La prise du vapeur Henry Brougham
De ces bateaux qui voguent sur le lac Saint-Louis, il y a le “steamboat Henry Brougham”. Il fait le service entre Lachine et les Cascades en passant par Beauharnois. Ce bateau avait pour fonction de transporter la poste du Haut-Canada vers le Bas-Canada, ainsi que des voyageurs qui se rendaient à Montréal par affaire ou pour rendre visite à la famille. Le matin du 5 novembre 1838, les Patriotes s’apprêtent à capturer le bateau. Une fois le vapeur accosté au quai, les Patriotes s’empressent de le prendre d’assaut. Seul l’équipage était réveillé; les passagers dormaient profondément. Une fois réveillés, ces derniers ressentent de l’inquiétude et la peur. Les femmes pleuraient et criaient. C’est ce que nous raconte un témoin, François-Xavier Prieur: «c’était une scène lamentable et qui faisait de la peine à voir »[viii].  Personne ne résista et les soixante occupants furent faits prisonniers. On retrouve entre autres à bord John Grant, un important fermier, commerçant et lieutenant des volontaires loyaux de Lachine. Il possédait un hôtel à Saint-Henri et une demeure à Lachine. Ses deux propriétés avaient été mises au service des Écossais. Plusieurs familles écossaises se rendaient chez lui en arrivant au Canada. De plus, le courrier en provenance de l’Écosse transitait chez lui.
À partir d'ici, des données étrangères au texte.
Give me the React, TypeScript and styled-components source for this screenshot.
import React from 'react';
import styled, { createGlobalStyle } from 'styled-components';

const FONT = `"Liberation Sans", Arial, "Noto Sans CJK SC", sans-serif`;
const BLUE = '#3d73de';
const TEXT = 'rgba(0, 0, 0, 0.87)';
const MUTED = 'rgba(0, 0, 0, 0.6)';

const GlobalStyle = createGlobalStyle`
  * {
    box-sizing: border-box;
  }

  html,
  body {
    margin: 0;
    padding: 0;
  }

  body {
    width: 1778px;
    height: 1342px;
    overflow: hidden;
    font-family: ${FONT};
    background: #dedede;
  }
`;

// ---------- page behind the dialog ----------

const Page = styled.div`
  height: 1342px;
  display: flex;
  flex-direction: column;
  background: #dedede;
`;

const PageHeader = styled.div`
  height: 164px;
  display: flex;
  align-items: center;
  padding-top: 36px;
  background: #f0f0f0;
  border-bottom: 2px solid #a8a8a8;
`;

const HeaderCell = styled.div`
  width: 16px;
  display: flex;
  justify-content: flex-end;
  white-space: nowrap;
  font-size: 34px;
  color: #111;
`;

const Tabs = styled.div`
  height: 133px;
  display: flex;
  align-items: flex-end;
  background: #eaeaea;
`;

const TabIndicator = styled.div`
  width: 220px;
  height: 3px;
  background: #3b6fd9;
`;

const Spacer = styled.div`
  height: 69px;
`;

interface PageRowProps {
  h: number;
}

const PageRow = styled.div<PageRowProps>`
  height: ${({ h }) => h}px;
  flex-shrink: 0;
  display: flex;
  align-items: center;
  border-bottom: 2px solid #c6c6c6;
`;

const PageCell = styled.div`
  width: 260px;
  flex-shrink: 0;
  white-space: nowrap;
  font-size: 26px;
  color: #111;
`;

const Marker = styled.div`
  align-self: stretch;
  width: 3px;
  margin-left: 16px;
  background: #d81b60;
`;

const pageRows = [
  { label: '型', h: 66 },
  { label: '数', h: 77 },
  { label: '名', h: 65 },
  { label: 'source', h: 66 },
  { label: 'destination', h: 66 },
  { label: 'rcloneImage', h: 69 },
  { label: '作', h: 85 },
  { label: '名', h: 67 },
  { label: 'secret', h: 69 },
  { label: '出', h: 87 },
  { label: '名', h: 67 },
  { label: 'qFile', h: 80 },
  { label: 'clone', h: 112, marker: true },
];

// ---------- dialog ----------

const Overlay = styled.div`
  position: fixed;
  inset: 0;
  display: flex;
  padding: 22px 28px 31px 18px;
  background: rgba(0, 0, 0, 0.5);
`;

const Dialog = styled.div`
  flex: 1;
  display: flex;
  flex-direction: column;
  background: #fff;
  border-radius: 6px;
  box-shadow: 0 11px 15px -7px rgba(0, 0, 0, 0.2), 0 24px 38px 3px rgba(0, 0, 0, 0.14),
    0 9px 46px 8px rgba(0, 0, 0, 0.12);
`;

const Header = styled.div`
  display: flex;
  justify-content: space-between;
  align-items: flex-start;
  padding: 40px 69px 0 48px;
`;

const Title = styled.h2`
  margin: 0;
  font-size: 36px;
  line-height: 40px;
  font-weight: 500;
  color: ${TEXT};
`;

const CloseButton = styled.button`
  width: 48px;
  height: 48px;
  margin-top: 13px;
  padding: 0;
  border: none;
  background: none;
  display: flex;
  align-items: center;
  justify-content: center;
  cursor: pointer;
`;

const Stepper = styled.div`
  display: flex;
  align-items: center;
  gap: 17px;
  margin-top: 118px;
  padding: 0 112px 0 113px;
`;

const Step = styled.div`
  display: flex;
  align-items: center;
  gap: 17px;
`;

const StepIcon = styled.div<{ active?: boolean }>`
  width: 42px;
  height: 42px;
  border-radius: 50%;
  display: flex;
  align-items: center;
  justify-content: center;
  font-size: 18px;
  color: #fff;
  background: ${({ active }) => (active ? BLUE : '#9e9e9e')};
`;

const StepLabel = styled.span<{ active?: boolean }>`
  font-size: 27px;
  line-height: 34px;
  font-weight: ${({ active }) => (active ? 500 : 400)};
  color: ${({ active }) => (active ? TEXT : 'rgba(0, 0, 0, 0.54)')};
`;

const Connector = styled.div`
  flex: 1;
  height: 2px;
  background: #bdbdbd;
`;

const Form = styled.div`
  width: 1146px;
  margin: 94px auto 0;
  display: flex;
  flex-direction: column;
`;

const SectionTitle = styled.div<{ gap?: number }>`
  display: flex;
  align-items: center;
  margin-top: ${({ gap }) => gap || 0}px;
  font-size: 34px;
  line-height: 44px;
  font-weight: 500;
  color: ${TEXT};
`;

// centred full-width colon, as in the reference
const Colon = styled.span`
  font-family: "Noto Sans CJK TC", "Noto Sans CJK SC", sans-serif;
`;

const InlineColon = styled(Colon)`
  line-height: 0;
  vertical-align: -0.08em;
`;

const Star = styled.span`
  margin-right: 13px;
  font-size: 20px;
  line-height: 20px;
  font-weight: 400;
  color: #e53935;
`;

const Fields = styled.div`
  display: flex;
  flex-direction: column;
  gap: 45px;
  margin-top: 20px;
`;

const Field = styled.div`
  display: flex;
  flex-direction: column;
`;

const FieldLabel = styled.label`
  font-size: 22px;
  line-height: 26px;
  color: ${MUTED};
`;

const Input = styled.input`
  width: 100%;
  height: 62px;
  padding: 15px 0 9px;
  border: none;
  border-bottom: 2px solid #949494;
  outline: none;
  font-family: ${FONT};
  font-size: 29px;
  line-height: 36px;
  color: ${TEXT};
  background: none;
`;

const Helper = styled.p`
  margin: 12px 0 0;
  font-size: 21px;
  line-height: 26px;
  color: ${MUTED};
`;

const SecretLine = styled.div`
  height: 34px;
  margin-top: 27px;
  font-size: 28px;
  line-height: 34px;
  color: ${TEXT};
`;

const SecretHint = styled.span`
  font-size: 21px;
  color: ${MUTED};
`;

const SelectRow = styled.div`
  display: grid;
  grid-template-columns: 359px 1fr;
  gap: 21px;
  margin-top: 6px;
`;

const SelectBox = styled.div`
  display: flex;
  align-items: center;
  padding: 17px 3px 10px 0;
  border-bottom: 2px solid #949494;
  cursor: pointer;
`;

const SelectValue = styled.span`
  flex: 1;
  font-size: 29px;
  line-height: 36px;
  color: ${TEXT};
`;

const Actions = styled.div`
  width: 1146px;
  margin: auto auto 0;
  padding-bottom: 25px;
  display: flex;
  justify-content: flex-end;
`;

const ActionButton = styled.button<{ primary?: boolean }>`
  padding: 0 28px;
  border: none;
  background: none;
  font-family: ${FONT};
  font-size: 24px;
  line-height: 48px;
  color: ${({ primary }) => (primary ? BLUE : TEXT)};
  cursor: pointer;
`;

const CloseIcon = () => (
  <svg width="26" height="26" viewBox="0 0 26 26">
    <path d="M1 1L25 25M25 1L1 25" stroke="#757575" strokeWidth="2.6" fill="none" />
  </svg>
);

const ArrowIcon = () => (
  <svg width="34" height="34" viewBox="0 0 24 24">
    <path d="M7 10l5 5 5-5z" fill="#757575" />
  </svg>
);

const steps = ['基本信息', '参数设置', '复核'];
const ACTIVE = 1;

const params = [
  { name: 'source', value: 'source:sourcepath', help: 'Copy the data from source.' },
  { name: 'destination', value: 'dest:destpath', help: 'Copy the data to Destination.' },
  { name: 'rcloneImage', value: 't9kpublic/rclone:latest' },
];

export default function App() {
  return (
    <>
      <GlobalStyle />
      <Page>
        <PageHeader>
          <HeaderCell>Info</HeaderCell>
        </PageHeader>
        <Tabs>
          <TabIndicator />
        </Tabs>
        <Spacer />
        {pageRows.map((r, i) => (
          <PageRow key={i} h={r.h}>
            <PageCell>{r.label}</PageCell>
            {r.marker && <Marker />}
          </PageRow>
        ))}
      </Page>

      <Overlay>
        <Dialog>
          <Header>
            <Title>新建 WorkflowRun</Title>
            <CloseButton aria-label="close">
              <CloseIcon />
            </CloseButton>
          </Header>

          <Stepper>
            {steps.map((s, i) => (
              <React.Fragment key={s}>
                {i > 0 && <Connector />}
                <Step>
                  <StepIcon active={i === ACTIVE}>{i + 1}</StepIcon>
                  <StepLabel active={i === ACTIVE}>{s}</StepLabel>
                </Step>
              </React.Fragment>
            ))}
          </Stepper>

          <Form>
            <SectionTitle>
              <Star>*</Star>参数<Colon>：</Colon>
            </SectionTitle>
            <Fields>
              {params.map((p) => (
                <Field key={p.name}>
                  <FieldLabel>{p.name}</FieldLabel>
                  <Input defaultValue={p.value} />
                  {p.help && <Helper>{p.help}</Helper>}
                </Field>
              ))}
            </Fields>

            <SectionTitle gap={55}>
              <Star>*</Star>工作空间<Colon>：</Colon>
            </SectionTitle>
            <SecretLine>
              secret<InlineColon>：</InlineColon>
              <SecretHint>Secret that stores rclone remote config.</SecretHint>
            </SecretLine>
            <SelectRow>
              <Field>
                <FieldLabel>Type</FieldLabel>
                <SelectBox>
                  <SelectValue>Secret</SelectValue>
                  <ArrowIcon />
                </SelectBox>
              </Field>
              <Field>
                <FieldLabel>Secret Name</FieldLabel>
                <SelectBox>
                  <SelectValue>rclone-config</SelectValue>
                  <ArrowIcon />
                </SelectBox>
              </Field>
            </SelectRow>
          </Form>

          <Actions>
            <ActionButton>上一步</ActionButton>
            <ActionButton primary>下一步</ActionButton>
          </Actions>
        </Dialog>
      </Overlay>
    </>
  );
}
Comme tous les autres voyageurs, malgré sa notoriété, il fut fait prisonnier et amené soit au presbytère du village, soit à l’hôtel Prévost. Une fois le bateau déserté, les Patriotes le firent couler au quai de Beauharnois.
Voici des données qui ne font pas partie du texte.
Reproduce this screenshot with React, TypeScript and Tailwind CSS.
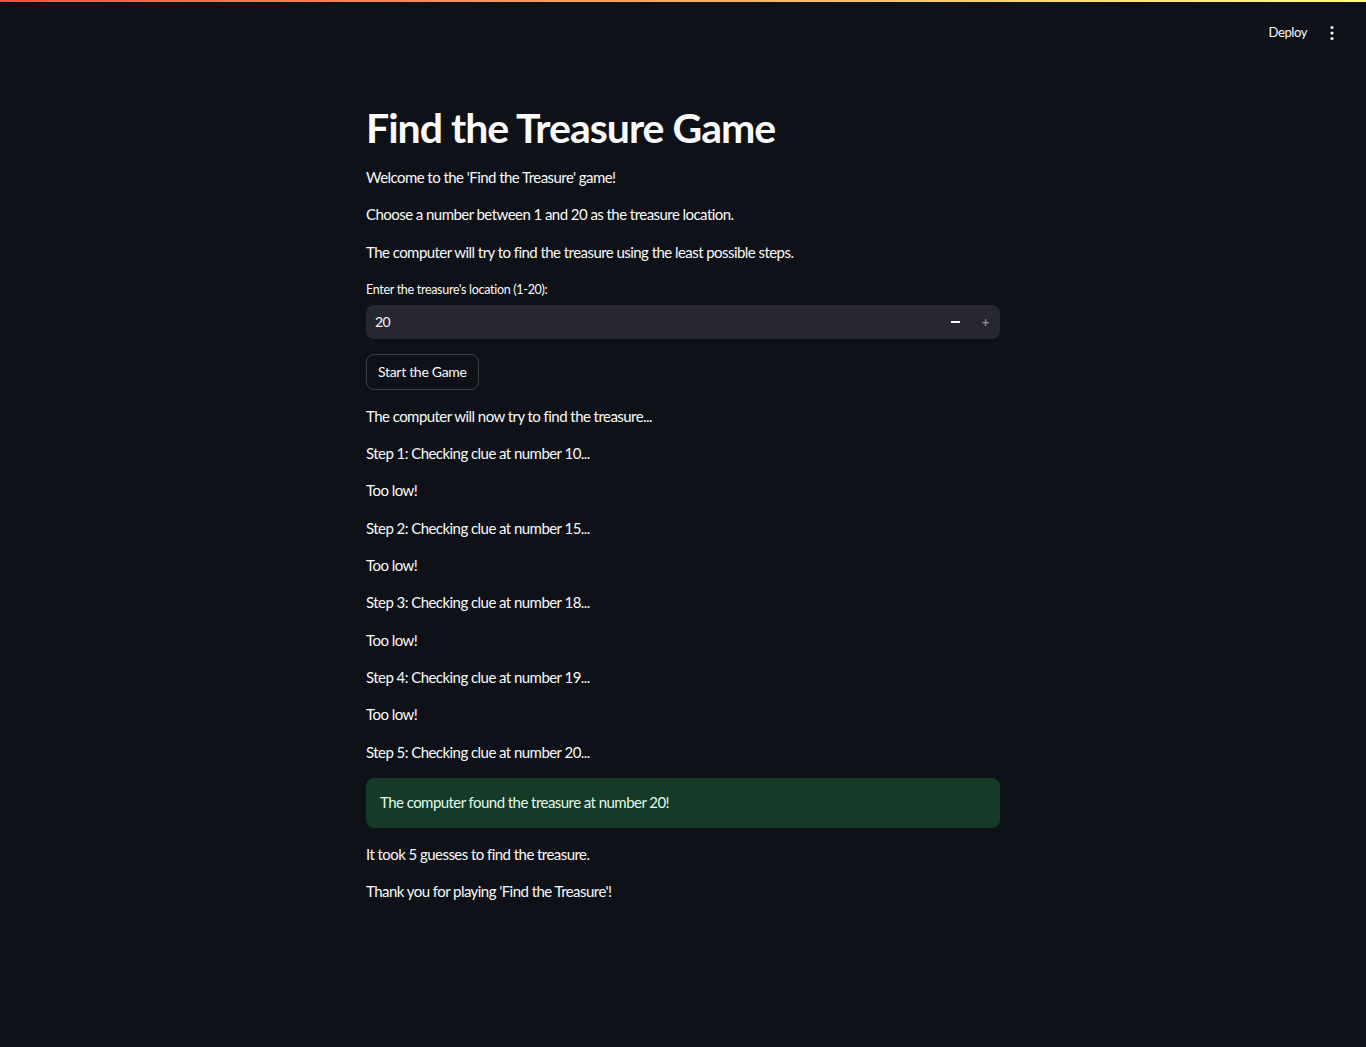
import { useState } from "react"

const steps = [10, 15, 18, 19, 20]

export default function App() {
    const [location] = useState(20)

    return (
        <div className="min-h-[1047px] bg-[#0e1117] text-[#fafafa] font-['Lato',sans-serif] relative">
            <div className="h-[2px] w-full bg-gradient-to-r from-[#ff4b4b] to-[#fffd80]" />

            {/* header */}
            <div className="flex justify-end items-center h-[62px] pr-[32px]">
                <span className="text-[13px] tracking-[-0.4px] mr-[23px]">Deploy</span>
                <svg width="4" height="16" viewBox="0 0 4 16" fill="#fafafa">
                    <circle cx="2" cy="2.5" r="1.6" />
                    <circle cx="2" cy="8" r="1.6" />
                    <circle cx="2" cy="13.5" r="1.6" />
                </svg>
            </div>

            <div className="w-[634px] mx-auto flex flex-col gap-4 pt-[38px] text-[15px] tracking-[-0.55px] leading-[21.3px]">
                <h1 className="text-[41px] font-bold leading-[52px] tracking-[-1px] -mb-[3px]">Find the Treasure Game</h1>
                <p>Welcome to the 'Find the Treasure' game!</p>
                <p>Choose a number between 1 and 20 as the treasure location.</p>
                <p>The computer will try to find the treasure using the least possible steps.</p>

                <div className="flex flex-col gap-[6px] mt-[2px]">
                    <label htmlFor="loc" className="text-[12.5px] leading-[18px] tracking-[-0.3px]">Enter the treasure's location (1-20):</label>
                    <div className="h-[34px] rounded-lg bg-[#262730] flex items-center pl-[9px] pr-[11px]">
                        <span id="loc" className="flex-1 text-[14px]">{location}</span>
                        <span className="w-[9px] h-[2px] bg-[#fafafa] mr-[21px]" />
                        <span className="text-[#8b8d98] text-[14px] font-bold leading-none">+</span>
                    </div>
                </div>

                <button className="self-start h-[36px] px-[11px] rounded-lg border border-[#fafafa33] text-[14px] tracking-[-0.3px] mt-[-1px]">Start the Game</button>

                <p>The computer will now try to find the treasure...</p>
                {steps.map((n, i) => (
                    <div key={n} className="flex flex-col gap-4">
                        <p>Step {i + 1}: Checking clue at number {n}...</p>
                        {n !== location && <p>Too low!</p>}
                    </div>
                ))}

                <div className="h-[50px] -mt-[1px] rounded-lg bg-[#173928] text-[#dffde9] flex items-center px-[14px]">
                    The computer found the treasure at number {location}!
                </div>
                <p>It took 5 guesses to find the treasure.</p>
                <p>Thank you for playing 'Find the Treasure'!</p>
            </div>
        </div>
    )
}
Les Volontaires de Lachine brûlent Châteauguay
Un mois plus tard, soit le 10 décembre 1838, les volontaires loyaux de Lachine[ix]  réunissaient leurs hommes afin de capturer les Patriotes délateurs[x] disséminés dans Châteauguay. Prévenus de l’arrivée de la cavalerie par des sympathisants de Châteauguay, les patriotes prirent la fuite. On avait même fait monter quelques chevaux à l’intérieur d’un traversier qui les amena à Caughnawaga, le point de rencontre avec les Agniers. Quelques cavaliers avaient trop bu et d’autres se sentaient très offusqués de ne pas trouver les fugitifs pour se battre. Dans leur excès de zèle, et de frustration, ils commencèrent à piller les maisons et à tout détruire sur leur passage. Ils allumèrent plusieurs incendies à différents endroits. Ils terrorisèrent les pauvres habitants défaits, sans défense, devant leurs maisons en cendres. C’est le capitaine Campbell, seigneur de Rouville, qui fit arrêter le désastre. Il renvoya de force les volontaires de Lachine dans leur quartier. Mais ces derniers repartirent en voitures, attelées par des chevaux, remplies de meubles, de couvertures, d’outils et d’animaux, qu’ils s’étaient appropriés par la force, autrement dit, qu’ils avaient volés ! Quand aux Agniers  de Caughnawaga, après avoir volé des objets de moindre valeur, ils rendirent leur butin à l’été 1839. Les  volontaires loyaux de Lachine sont accusés de cette oeuvre de destruction. Le Capitaine Campbell dut nourrir les victimes de Châteauguay avec les provisions des volontaires. Ce geste constitue une forme d’excuse pour faire oublier l’ampleur de la tragédie et des dégâts causés.
Les Patriotes de Lachine
Les Patriotes présents à l'assemblée de Saint-Laurent
«Il y a  assez longtemps que nous souffrons, nous voulons nos droits» (les Patriotes de Beauharnois en réponse à Brown)[xi].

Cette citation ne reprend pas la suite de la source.